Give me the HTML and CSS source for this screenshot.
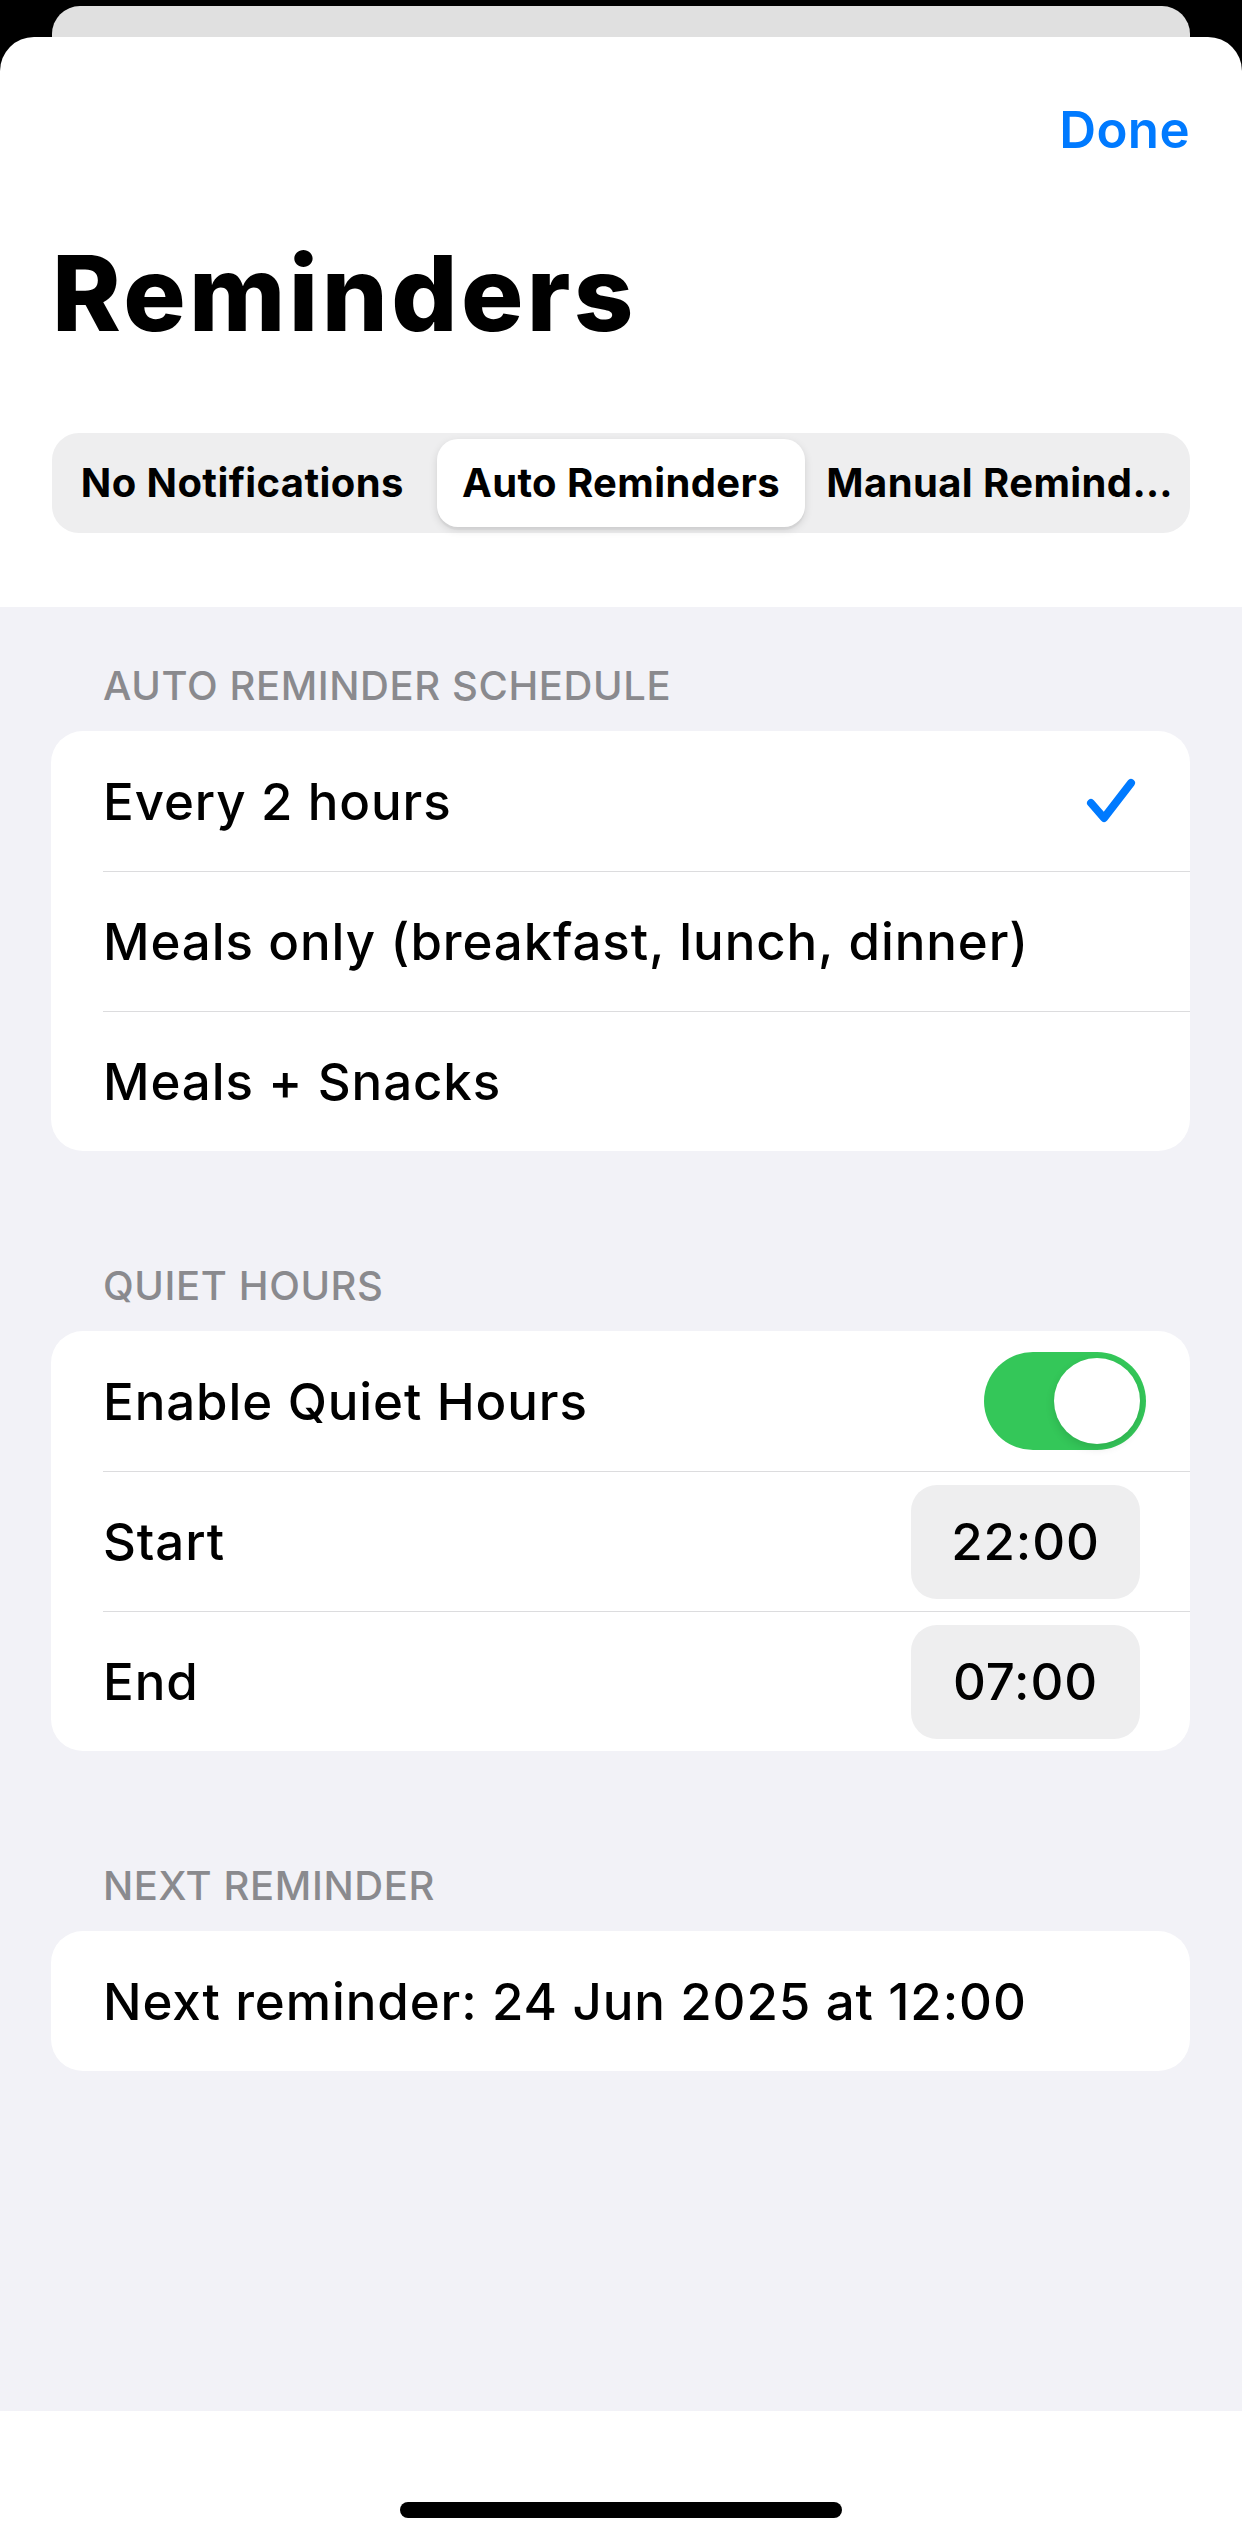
FILE: index.html
```html
<!DOCTYPE html>
<html lang="en">
<head>
  <meta charset="UTF-8">
  <meta name="viewport" content="width=device-width, initial-scale=1.0">
  <title>Reminders</title>
  <link rel="stylesheet" href="styles.css">
</head>
<body>
  <div class="screen">
    <div class="back-card"></div>

    <div class="sheet">
      <header class="sheet-header">
        <nav class="nav">
          <button class="done-btn" type="button">Done</button>
        </nav>
        <h1 class="title">Reminders</h1>

        <div class="segmented">
          <div class="segment">No Notifications</div>
          <div class="segment segment-active">Auto Reminders</div>
          <div class="segment" title="Manual Reminders">Manual Remind…</div>
        </div>
      </header>

      <main class="content">
        <section class="group">
          <h2 class="group-title">Auto Reminder Schedule</h2>
          <div class="card">
            <div class="row">
              <div class="row-inner">
                <span class="row-label">Every 2 hours</span>
                <svg class="check" width="50" height="48" viewBox="0 0 50 48" aria-hidden="true">
                  <path d="M5 26 L18 41 L45 6" fill="none" stroke="#007aff" stroke-width="8" stroke-linecap="round" stroke-linejoin="round"/>
                </svg>
              </div>
            </div>
            <div class="row">
              <div class="row-inner">
                <span class="row-label">Meals only (breakfast, lunch, dinner)</span>
              </div>
            </div>
            <div class="row">
              <div class="row-inner">
                <span class="row-label">Meals + Snacks</span>
              </div>
            </div>
          </div>
        </section>

        <section class="group">
          <h2 class="group-title">Quiet Hours</h2>
          <div class="card">
            <div class="row">
              <div class="row-inner">
                <span class="row-label">Enable Quiet Hours</span>
                <span class="toggle toggle-on"><span class="toggle-knob"></span></span>
              </div>
            </div>
            <div class="row">
              <div class="row-inner">
                <span class="row-label">Start</span>
                <span class="time-pill">22:00</span>
              </div>
            </div>
            <div class="row">
              <div class="row-inner">
                <span class="row-label">End</span>
                <span class="time-pill">07:00</span>
              </div>
            </div>
          </div>
        </section>

        <section class="group">
          <h2 class="group-title">Next Reminder</h2>
          <div class="card">
            <div class="row">
              <div class="row-inner">
                <span class="row-label">Next reminder: 24 Jun 2025 at 12:00</span>
              </div>
            </div>
          </div>
        </section>
      </main>

      <footer class="home-area">
        <div class="home-indicator"></div>
      </footer>
    </div>
  </div>
</body>
</html>
```

FILE: styles.css
```css
* {
    box-sizing: border-box;
}

body {
    margin: 0;
    background: #000;
    font-family: Inter, "Noto Sans", "Liberation Sans", sans-serif;
    color: #000;
}

.screen {
    width: 1242px;
    height: 2544px;
    display: flex;
    flex-direction: column;
    overflow: hidden;
    background: #000;
}

/* card peeking out behind the sheet */
.back-card {
    flex: none;
    height: 31px;
    margin: 6px 52px 0 52px;
    background: #e0e0e0;
    border-radius: 28px 28px 0 0;
}

.sheet {
    flex: 1;
    display: flex;
    flex-direction: column;
    background: #fff;
    border-radius: 34px 34px 0 0;
}

.sheet-header {
    padding: 62px 52px 74px 52px;
}

.nav {
    display: flex;
    justify-content: flex-end;
}

.done-btn {
    border: none;
    background: none;
    padding: 0;
    font-family: inherit;
    font-size: 51px;
    line-height: 61px;
    font-weight: 600;
    color: #007aff;
    letter-spacing: 0.4px;
}

.title {
    margin: 71px 0 0 0;
    font-size: 104px;
    line-height: 124px;
    font-weight: 800;
    letter-spacing: 3.4px;
}

.segmented {
    margin-top: 78px;
    height: 100px;
    padding: 6px;
    display: grid;
    grid-template-columns: 1fr 1fr 1fr;
    gap: 10px;
    background: #eeeeef;
    border-radius: 27px;
}

.segment {
    font-size: 40px;
    line-height: 88px;
    font-weight: 700;
    letter-spacing: 0.4px;
    text-align: center;
    white-space: nowrap;
}

.segment-active {
    background: #fff;
    border-radius: 21px;
    box-shadow: 0 3px 8px rgba(0, 0, 0, 0.12), 0 3px 1px rgba(0, 0, 0, 0.04);
}

.content {
    flex: 1;
    background: #f2f2f7;
    padding: 55px 52px 0 51px;
}

.group + .group {
    margin-top: 111px;
}

.group-title {
    margin: 0 0 21px 0;
    padding-left: 52px;
    font-size: 40px;
    line-height: 48px;
    font-weight: 500;
    letter-spacing: 0.6px;
    text-transform: uppercase;
    color: #8a8a8e;
}

.card {
    background: #fff;
    border-radius: 32px;
    overflow: hidden;
}

.row {
    padding-left: 52px;
}

.row-inner {
    height: 140px;
    display: flex;
    align-items: center;
    justify-content: space-between;
}

.row + .row .row-inner {
    border-top: 1px solid #dcdcde;
}

.row-label {
    font-size: 51px;
    font-weight: 500;
    letter-spacing: 0.9px;
}

.check {
    margin-right: 54px;
}

.toggle {
    position: relative;
    width: 162px;
    height: 98px;
    margin-right: 44px;
    border-radius: 49px;
    background: #e9e9eb;
}

.toggle-on {
    background: #34c759;
}

.toggle-knob {
    position: absolute;
    top: 6px;
    right: 6px;
    width: 86px;
    height: 86px;
    border-radius: 50%;
    background: #fff;
    box-shadow: 0 4px 10px rgba(0, 0, 0, 0.12);
}

.time-pill {
    width: 229px;
    height: 114px;
    margin-right: 50px;
    display: flex;
    align-items: center;
    justify-content: center;
    background: #eeeeef;
    border-radius: 26px;
    font-size: 51px;
    font-weight: 500;
    letter-spacing: 0.9px;
}

.home-area {
    flex: none;
    height: 133px;
    padding-top: 91px;
    display: flex;
    justify-content: center;
    background: #fff;
}

.home-indicator {
    width: 442px;
    height: 16px;
    border-radius: 8px;
    background: #000;
}
```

++++

TASK INSTRUCTIONS: Give every line back word for word and leave the pictures out.

RESPONSE BELOW:
Give me the HTML and CSS source for this screenshot.
FILE: index.html
```html
<!DOCTYPE html>
<html lang="en">
<head>
  <meta charset="UTF-8">
  <meta name="viewport" content="width=device-width, initial-scale=1.0">
  <title>Reminders</title>
  <link rel="stylesheet" href="styles.css">
</head>
<body>
  <div class="screen">
    <div class="back-card"></div>

    <div class="sheet">
      <header class="sheet-header">
        <nav class="nav">
          <button class="done-btn" type="button">Done</button>
        </nav>
        <h1 class="title">Reminders</h1>

        <div class="segmented">
          <div class="segment">No Notifications</div>
          <div class="segment segment-active">Auto Reminders</div>
          <div class="segment" title="Manual Reminders">Manual Remind…</div>
        </div>
      </header>

      <main class="content">
        <section class="group">
          <h2 class="group-title">Auto Reminder Schedule</h2>
          <div class="card">
            <div class="row">
              <div class="row-inner">
                <span class="row-label">Every 2 hours</span>
                <svg class="check" width="50" height="48" viewBox="0 0 50 48" aria-hidden="true">
                  <path d="M5 26 L18 41 L45 6" fill="none" stroke="#007aff" stroke-width="8" stroke-linecap="round" stroke-linejoin="round"/>
                </svg>
              </div>
            </div>
            <div class="row">
              <div class="row-inner">
                <span class="row-label">Meals only (breakfast, lunch, dinner)</span>
              </div>
            </div>
            <div class="row">
              <div class="row-inner">
                <span class="row-label">Meals + Snacks</span>
              </div>
            </div>
          </div>
        </section>

        <section class="group">
          <h2 class="group-title">Quiet Hours</h2>
          <div class="card">
            <div class="row">
              <div class="row-inner">
                <span class="row-label">Enable Quiet Hours</span>
                <span class="toggle toggle-on"><span class="toggle-knob"></span></span>
              </div>
            </div>
            <div class="row">
              <div class="row-inner">
                <span class="row-label">Start</span>
                <span class="time-pill">22:00</span>
              </div>
            </div>
            <div class="row">
              <div class="row-inner">
                <span class="row-label">End</span>
                <span class="time-pill">07:00</span>
              </div>
            </div>
          </div>
        </section>

        <section class="group">
          <h2 class="group-title">Next Reminder</h2>
          <div class="card">
            <div class="row">
              <div class="row-inner">
                <span class="row-label">Next reminder: 24 Jun 2025 at 12:00</span>
              </div>
            </div>
          </div>
        </section>
      </main>

      <footer class="home-area">
        <div class="home-indicator"></div>
      </footer>
    </div>
  </div>
</body>
</html>
```

FILE: styles.css
```css
* {
    box-sizing: border-box;
}

body {
    margin: 0;
    background: #000;
    font-family: Inter, "Noto Sans", "Liberation Sans", sans-serif;
    color: #000;
}

.screen {
    width: 1242px;
    height: 2544px;
    display: flex;
    flex-direction: column;
    overflow: hidden;
    background: #000;
}

/* card peeking out behind the sheet */
.back-card {
    flex: none;
    height: 31px;
    margin: 6px 52px 0 52px;
    background: #e0e0e0;
    border-radius: 28px 28px 0 0;
}

.sheet {
    flex: 1;
    display: flex;
    flex-direction: column;
    background: #fff;
    border-radius: 34px 34px 0 0;
}

.sheet-header {
    padding: 62px 52px 74px 52px;
}

.nav {
    display: flex;
    justify-content: flex-end;
}

.done-btn {
    border: none;
    background: none;
    padding: 0;
    font-family: inherit;
    font-size: 51px;
    line-height: 61px;
    font-weight: 600;
    color: #007aff;
    letter-spacing: 0.4px;
}

.title {
    margin: 71px 0 0 0;
    font-size: 104px;
    line-height: 124px;
    font-weight: 800;
    letter-spacing: 3.4px;
}

.segmented {
    margin-top: 78px;
    height: 100px;
    padding: 6px;
    display: grid;
    grid-template-columns: 1fr 1fr 1fr;
    gap: 10px;
    background: #eeeeef;
    border-radius: 27px;
}

.segment {
    font-size: 40px;
    line-height: 88px;
    font-weight: 700;
    letter-spacing: 0.4px;
    text-align: center;
    white-space: nowrap;
}

.segment-active {
    background: #fff;
    border-radius: 21px;
    box-shadow: 0 3px 8px rgba(0, 0, 0, 0.12), 0 3px 1px rgba(0, 0, 0, 0.04);
}

.content {
    flex: 1;
    background: #f2f2f7;
    padding: 55px 52px 0 51px;
}

.group + .group {
    margin-top: 111px;
}

.group-title {
    margin: 0 0 21px 0;
    padding-left: 52px;
    font-size: 40px;
    line-height: 48px;
    font-weight: 500;
    letter-spacing: 0.6px;
    text-transform: uppercase;
    color: #8a8a8e;
}

.card {
    background: #fff;
    border-radius: 32px;
    overflow: hidden;
}

.row {
    padding-left: 52px;
}

.row-inner {
    height: 140px;
    display: flex;
    align-items: center;
    justify-content: space-between;
}

.row + .row .row-inner {
    border-top: 1px solid #dcdcde;
}

.row-label {
    font-size: 51px;
    font-weight: 500;
    letter-spacing: 0.9px;
}

.check {
    margin-right: 54px;
}

.toggle {
    position: relative;
    width: 162px;
    height: 98px;
    margin-right: 44px;
    border-radius: 49px;
    background: #e9e9eb;
}

.toggle-on {
    background: #34c759;
}

.toggle-knob {
    position: absolute;
    top: 6px;
    right: 6px;
    width: 86px;
    height: 86px;
    border-radius: 50%;
    background: #fff;
    box-shadow: 0 4px 10px rgba(0, 0, 0, 0.12);
}

.time-pill {
    width: 229px;
    height: 114px;
    margin-right: 50px;
    display: flex;
    align-items: center;
    justify-content: center;
    background: #eeeeef;
    border-radius: 26px;
    font-size: 51px;
    font-weight: 500;
    letter-spacing: 0.9px;
}

.home-area {
    flex: none;
    height: 133px;
    padding-top: 91px;
    display: flex;
    justify-content: center;
    background: #fff;
}

.home-indicator {
    width: 442px;
    height: 16px;
    border-radius: 8px;
    background: #000;
}
```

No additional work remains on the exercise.